Let $n \in \Z_{\ge 0}$ be a strictly positive integer.

Then:

$3^n \equiv \begin {cases} 1 \pmod 8 & : \text {$n$ even} \\ 3 \pmod 8 & : \text {$n$ odd} \end {cases}$


Proof 1

Let the statement be rewritten as:

For all $r \in \Z_{\ge 0}$:

$3^r \equiv \begin {cases} 1 \pmod 8 & : r = 2 n \\ 3 \pmod 8 & : r = 2 n + 1 \end {cases}$

where $n \in \Z_{\ge 0}$.


The proof proceeds by induction.

For all $n \in \Z_{\ge 0}$, let $\map P n$ be the proposition:

$3^{2 n} \equiv 1 \pmod 8$


$\map P 0$ is the case:

$3^{2 \times 0} = 3^0 = 1 \equiv 1 \pmod 8$

Thus $\map P 0$ is seen to hold.


Basis for the Induction

$\map P 1$ is the case:

\(\ds 3^{2 \times 1}\) \(=\) \(\ds 3^2\)
\(\ds 3^{2 \times 1}\) \(=\) \(\ds 9\)
\(\ds \) \(\equiv\) \(\ds 1 \pmod 8\)

Thus $\map P 1$ is seen to hold.


This is the basis for the induction.


Induction Hypothesis

Now it needs to be shown that if $\map P k$ is true, where $k \ge 1$, then it logically follows that $\map P {k + 1}$ is true.

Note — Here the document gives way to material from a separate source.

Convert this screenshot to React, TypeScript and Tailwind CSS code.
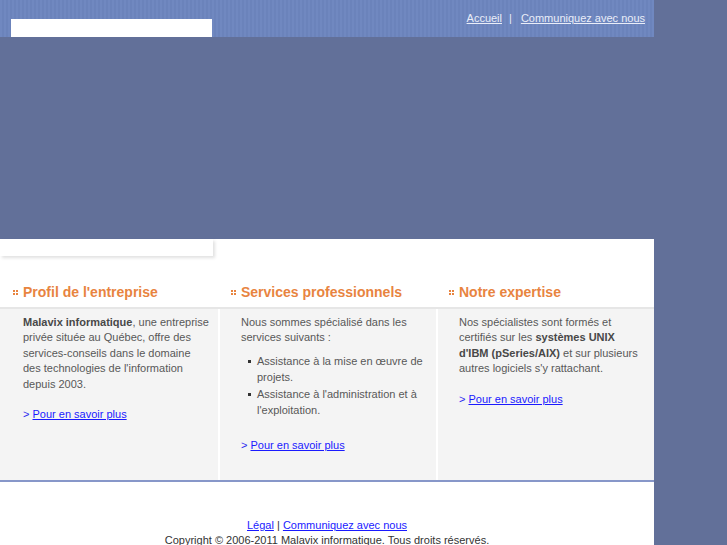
import React from "react";

// Small 2x2 dot marker in front of section titles
function Dots() {
  return (
    <svg width="5" height="5" viewBox="0 0 5 5" className="mr-[5px] inline-block">
      <rect x="0" y="0" width="2" height="2" fill="#e8843f" />
      <rect x="3" y="0" width="2" height="2" fill="#e8843f" />
      <rect x="0" y="3" width="2" height="2" fill="#e8843f" />
      <rect x="3" y="3" width="2" height="2" fill="#e8843f" />
    </svg>
  );
}

function MoreLink() {
  return (
    <p className="text-[#2b2bf0]">
      &gt; <a href="#" className="underline text-[#1a1aff]">Pour en savoir plus</a>
    </p>
  );
}

const titles = ["Profil de l'entreprise", "Services professionnels", "Notre expertise"];

export default function App() {
  return (
    <div className="min-h-screen bg-[#627099] font-['Liberation_Sans',Arial,sans-serif] text-[11px] leading-[1.4]">
      <div className="w-[654px]">
        {/* Top bar */}
        <div className="h-[37px] flex justify-between bg-[repeating-linear-gradient(90deg,#7088c0_0px,#7088c0_2px,#6b83bb_2px,#6b83bb_4px)]">
          <div className="mt-[19px] ml-[11px] w-[201px] h-[18px] bg-white" />
          <div className="pt-[11px] pr-[9px] text-[#e9edf8]">
            <a href="#" className="underline">Accueil</a>
            <span className="ml-[7px] mr-[9px]">|</span>
            <a href="#" className="underline">Communiquez avec nous</a>
          </div>
        </div>

        {/* Banner area */}
        <div className="h-[202px] bg-[#627099]" />

        {/* Main */}
        <div className="bg-white">
          <div className="w-[213px] h-[17px] bg-white shadow-[2px_2px_3px_rgba(0,0,0,0.12)]" />

          <div className="grid grid-cols-3 pt-[26px] pb-[5px] border-b-2 border-[#e6e6e6]">
            {titles.map((t) => (
              <h2
                key={t}
                className="flex items-center pl-[13px] text-[14px] leading-[20px] font-bold text-[#e8843f]"
              >
                <Dots />
                {t}
              </h2>
            ))}
          </div>

          <div className="grid grid-cols-3 h-[171px] text-[#585858]">
            <div className="bg-[#f4f4f4] pl-[23px] pr-[8px] pt-[6px]">
              <p className="mb-[15px]">
                <b className="text-[#484848]">Malavix informatique</b>, une entreprise privée
                située au Québec, offre des services-conseils dans le domaine des
                technologies de l'information depuis 2003.
              </p>
              <MoreLink />
            </div>
            <div className="bg-[#f4f4f4] border-l-2 border-white pl-[21px] pr-[8px] pt-[6px]">
              <p>Nous sommes spécialisé dans les services suivants :</p>
              <ul className="mt-[7px] mb-[20px] pl-[16px] flex flex-col gap-[1px] leading-[16px]">
                <li className="relative">
                  <span className="absolute left-[-9px] top-[7px] w-[3px] h-[3px] bg-[#333]" />
                  Assistance à la mise en œuvre de projets.
                </li>
                <li className="relative">
                  <span className="absolute left-[-9px] top-[7px] w-[3px] h-[3px] bg-[#333]" />
                  Assistance à l'administration et à l'exploitation.
                </li>
              </ul>
              <MoreLink />
            </div>
            <div className="bg-[#f4f4f4] border-l-2 border-white pl-[21px] pr-[8px] pt-[6px]">
              <p className="mb-[15px]">
                Nos spécialistes sont formés et certifiés sur les{" "}
                <b className="text-[#484848]">systèmes UNIX d'IBM (pSeries/AIX)</b> et sur
                plusieurs autres logiciels s'y rattachant.
              </p>
              <MoreLink />
            </div>
          </div>

          {/* Footer */}
          <div className="border-t-2 border-[#8797c9] pt-[36px] pb-[20px] text-center text-[#333]">
            <p>
              <a href="#" className="underline text-[#1a1aff]">Légal</a> |{" "}
              <a href="#" className="underline text-[#1a1aff]">Communiquez avec nous </a>
            </p>
            <p>Copyright © 2006-2011 Malavix informatique. Tous droits réservés.</p>
          </div>
        </div>
      </div>
    </div>
  );
}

So this is the induction hypothesis:

$3^{2 k} \equiv 1 \pmod 8$


from which it is to be shown that:

$3^{2 \paren {k + 1} } \equiv 1 \pmod 8$


Induction Step

This is the induction step:

We have:

\(\ds 3^2\) \(\equiv\) \(\ds 1\) \(\ds \pmod 8\) Basis for the Induction
\(\ds 3^{2 k}\) \(\equiv\) \(\ds 1\) \(\ds \pmod 8\) Induction Hypothesis
\(\ds \leadsto \ \ \) \(\ds 3^2 \times 3^{2 k}\) \(\equiv\) \(\ds 1 \times 1\) \(\ds \pmod 8\) Congruence of Product
\(\ds \leadsto \ \ \) \(\ds 3^{2 \paren {k + 1} }\) \(\equiv\) \(\ds 1\) \(\ds \pmod 8\)

So $\map P k \implies \map P {k + 1}$ and then it follows by the Principle of Mathematical Induction that:

$\forall n \in \Z_{\ge 0}: 3^{2 n} \equiv 1 \pmod 8$


Then we have:

\(\ds 3^{2 n + 1}\) \(=\) \(\ds 3 \times 3^{2 n}\)
\(\ds \) \(\equiv\) \(\ds 3 \times 1\) \(\ds \pmod 8\) Congruence of Product
\(\ds \) \(\equiv\) \(\ds 3\) \(\ds \pmod 8\)

and the result follows.

$\blacksquare$


Proof 2

Let the statement be rewritten as:

For all $r \in \Z_{\ge 0}$:

$3^r \equiv \begin {cases} 1 \pmod 8 & : r = 2 n \\ 3 \pmod 8 & : r = 2 n + 1 \end {cases}$

where $n \in \Z_{\ge 0}$.

We have:

\(\ds 3^2\) \(=\) \(\ds 9\)
\(\ds \) \(\equiv\) \(\ds 1\) \(\ds \pmod 8\)
\(\ds \leadsto \ \ \) \(\ds \paren {3^2}^n\) \(\equiv\) \(\ds 1^n\) \(\ds \pmod 8\) Congruence of Powers
\(\ds \leadsto \ \ \) \(\ds 3^{2 n}\) \(\equiv\) \(\ds 1\) \(\ds \pmod 8\)


Then we have:

\(\ds 3^{2 n + 1}\) \(=\) \(\ds 3 \times 3^{2 n}\)
\(\ds \) \(\equiv\) \(\ds 3 \times 1\) \(\ds \pmod 8\) Congruence of Product

and the result follows.

$\blacksquare$